Il est certain que la montre Joker a été une percée, un véritable succès d’estime et commercial. Jusqu’en 2017, nous ne produisions que 15 à 20 montres par année. Aujourd’hui, nous dépassons les 100. La Joker a changé beaucoup de choses.

En parlant de vos modèles, pouvez-vous nous en dire plus sur le Mars Conqueror Project ?

Le projet n’est pas encore terminé et je pense que ce sera un travail de longue haleine. Pour l’instant, le but est que le premier astronaute à poser le pied sur la Planète Rouge porte notre montre au poignet. C’est bien sûr un projet très ambitieux qui ne dépend pas uniquement de mes propres capacités mais bien d’une extraordinaire aventure humaine. J’aimerais que mes efforts soient récompensés, car je me crois sincèrement capable de créer la meilleure montre possible pour les futurs explorateurs de Mars. Le projet a commencé il y a un peu moins de deux ans et, durant ce laps de temps, nous avons déjà réalisé un prototype du mouvement. Nous travaillons actuellement sur une deuxième version. Ce que nous sommes en mesure de dévoiler aujourd’hui relève plutôt du concept, un instrument évolutif selon les fonctionnalités que nous aimerions développer. Si le projet voit le jour et que nous sommes appelés à finaliser notre concept, nous l’adapterons bien évidemment pour en faire des montres utilitaires, adaptées au voyage dans l’espace. Un gros travail.

De quelle manière organisez-vous vos réseaux de distribution ?

Comme je l’ai dit, nous produisons un peu plus de 100 pièces par année. Nous parlons principalement de montres faisant partie de la collection Joker qui, pour la plupart, partent à l’étranger. Nous avons une liste d’attente d’environ un an. Pour ce qui est de la promotion, nous utilisons principalement les réseaux sociaux, les expositions et divers événements auxquels nous participons.

Quels sont les plus grands défis pour un maître horloger tel que vous : trouver des clients, trouver le temps pour développer de nouveaux calibres, trouver l’inspiration pour de nouveaux concepts…

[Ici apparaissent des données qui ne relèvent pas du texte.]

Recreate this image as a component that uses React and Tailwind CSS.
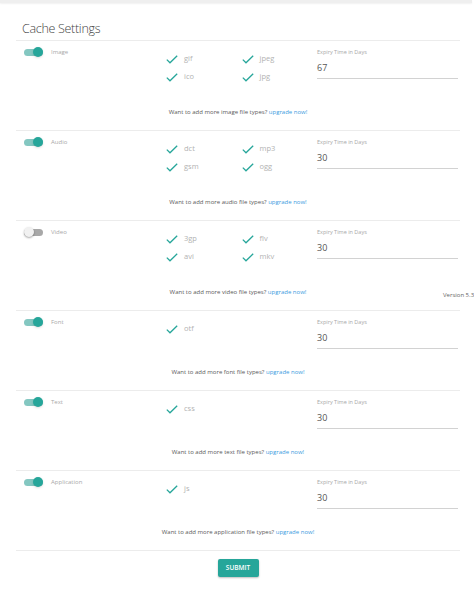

Bonne question. Le problème majeur est de trouver du temps pour tout ! Dans mon cas, ce n’est pas une tâche facile dans la mesure où de nombreux projets complexes sont en cours et que la production s’accélère. Je dédie tout mon temps à l’horlogerie, ce qui m’oblige à sacrifier certains aspects dans ma vie privée. C’est un peu désolant. Pour ce qui est de l’inspiration et des nouveautés, c’est encore une autre histoire. J’essaie de garder un peu de temps pour cela : si nous ne pouvons pas vivre dans le présent, nous devons penser au futur !

Cinema © Konstantin Chaykin
Cinema © Konstantin Chaykin
Selon vous, que peut-on dire du monde horloger actuel ?

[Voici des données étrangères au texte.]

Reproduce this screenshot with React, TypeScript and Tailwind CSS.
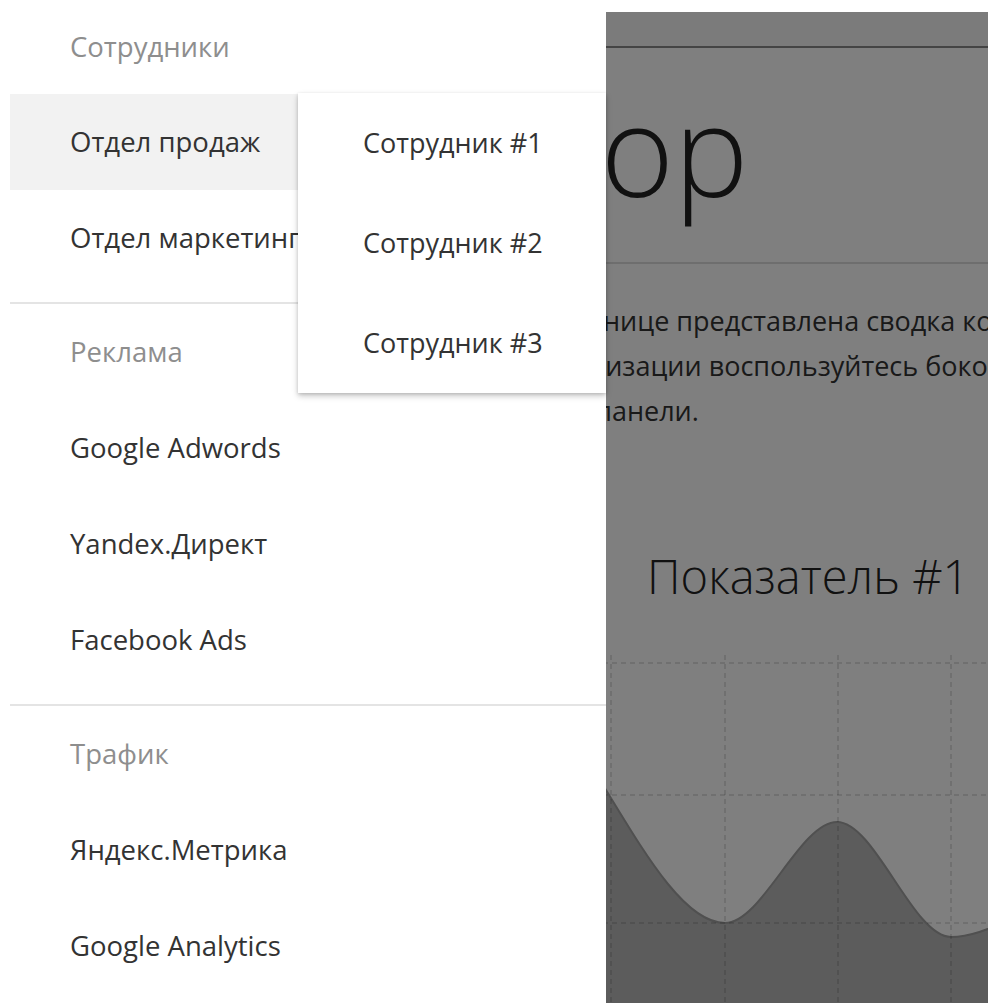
const sections = [
  { title: "Сотрудники", items: ["Отдел продаж", "Отдел маркетинга"] },
  { title: "Реклама", items: ["Google Adwords", "Yandex.Директ", "Facebook Ads"] },
  { title: "Трафик", items: ["Яндекс.Метрика", "Google Analytics"] },
];

const employees = ["Сотрудник #1", "Сотрудник #2", "Сотрудник #3"];

const curve =
  "M306 770 C 380 700, 440 675, 498 675 C 574 675, 649 923, 725 923 C 762 923, 800 822, 837 822 C 875 822, 913 937, 951 937 C 989 937, 1026 905, 1064 905";

function Chart() {
  const gridX = [384, 498, 611, 725, 838, 951];
  const gridY = [663, 795, 923];
  return (
    <svg width={682} height={348} viewBox="306 655 682 348" className="block">
      <path d={`${curve} L 1064 1003 L 306 1003 Z`} fill="#b8b8b8" />
      <path d={curve} fill="none" stroke="#a0a0a0" strokeWidth={2} />
      {gridY.map((y) => (
        <line key={y} x1={306} x2={988} y1={y} y2={y} stroke="rgba(0,0,0,0.16)" strokeWidth={1.5} strokeDasharray="5 4" />
      ))}
      {gridX.map((x) => (
        <line key={x} x1={x} x2={x} y1={655} y2={1003} stroke="rgba(0,0,0,0.16)" strokeWidth={1.5} strokeDasharray="5 4" />
      ))}
    </svg>
  );
}

export default function App() {
  return (
    <div className="relative h-[1003px] w-[988px] overflow-hidden bg-white [font-family:'Open_Sans',sans-serif]">
      {/* page underneath the drawer */}
      <div className="pt-[12px]">
        <header className="h-[36px] border-b-2 border-[#888] bg-[#f6f6f6]" />
        <main className="ml-[306px] w-[682px]">
          <h1 className="mt-[38px] ml-[71px] whitespace-nowrap text-[125px] font-light leading-[125px] text-[#222]">
            Обзор
          </h1>
          <div className="mt-[51px] h-[2px] bg-[#dcdcdc]" />
          <div className="mt-[34px] flex flex-col items-center whitespace-nowrap text-[27px] leading-[45px] text-[#333]">
            <span>Добро пожаловать! На этой странице представлена сводка конкретных</span>
            <span>показателей. Для их детализации воспользуйтесь боковой</span>
            <span>панели.</span>
          </div>
          <section className="mt-[117px]">
            <h2 className="pl-[341px] whitespace-nowrap text-[47px] font-light leading-[52px] text-[#222]">
              Показатель #1
            </h2>
            <div className="mt-[53px]">
              <Chart />
            </div>
          </section>
        </main>
      </div>

      {/* dimmed backdrop */}
      <div className="absolute inset-x-0 top-[12px] bottom-0 bg-black/50" />

      {/* navigation drawer */}
      <aside className="absolute left-0 top-0 h-full w-[606px] bg-white">
        <nav className="ml-[10px]">
          {sections.map((s, si) => (
            <div key={s.title}>
              {si > 0 && <div className="h-[2px] bg-[#e4e4e4]" />}
              <div className={`${si === 0 ? "h-[94px]" : "h-[96px]"} flex items-center pl-[60px] text-[27.5px] text-[#8e8e8e]`}>
                {s.title}
              </div>
              {s.items.map((it, ii) => (
                <div
                  key={it}
                  className={`flex h-[96px] items-center whitespace-nowrap pl-[60px] text-[27.5px] text-[#333] ${si === 0 && ii === 0 ? "bg-[#f2f2f2]" : ""}`}
                >
                  {it}
                </div>
              ))}
              <div className="h-[16px]" />
            </div>
          ))}
        </nav>

        {/* submenu of the hovered department */}
        <div className="absolute left-[298px] top-[93px] w-[308px] bg-white shadow-[0_3px_6px_rgba(0,0,0,0.22),0_1px_3px_rgba(0,0,0,0.12)]">
          {employees.map((e) => (
            <div key={e} className="flex h-[100px] items-center pl-[65px] text-[27px] text-[#333]">
              {e}
            </div>
          ))}
        </div>
      </aside>
    </div>
  );
}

Si l’on regarde la dernière décennie, le développement des montres intelligentes a changé beaucoup de choses dans les gammes de prix dites « abordables ». Dans cette catégorie de produits, il est difficile pour les montres à quartz et même mécaniques de rivaliser. Les smartwatches ont encore beaucoup de défauts, mais il est certain que les producteurs vont progressivement régler ces problèmes. Leur apparition n’a pas eu beaucoup d’impact sur le secteur du luxe, qui reste campé sur ses positions. Les « piliers » que sont Rolex ou Patek Philippe, garants d’une vision plutôt conservatrice de l’horlogerie, n’ont probablement aucun intérêt à changer de style. Quant au groupe d’horlogers indépendants dont je fais partie, c’est l’innovation qui en est le moteur. En ce qui me concerne, je me positionne parmi ceux qui cherchent à innover constamment, parmi les non-conformistes qui ne regardent pas ailleurs mais cherchent à créer leurs propres montres, complexes et originales.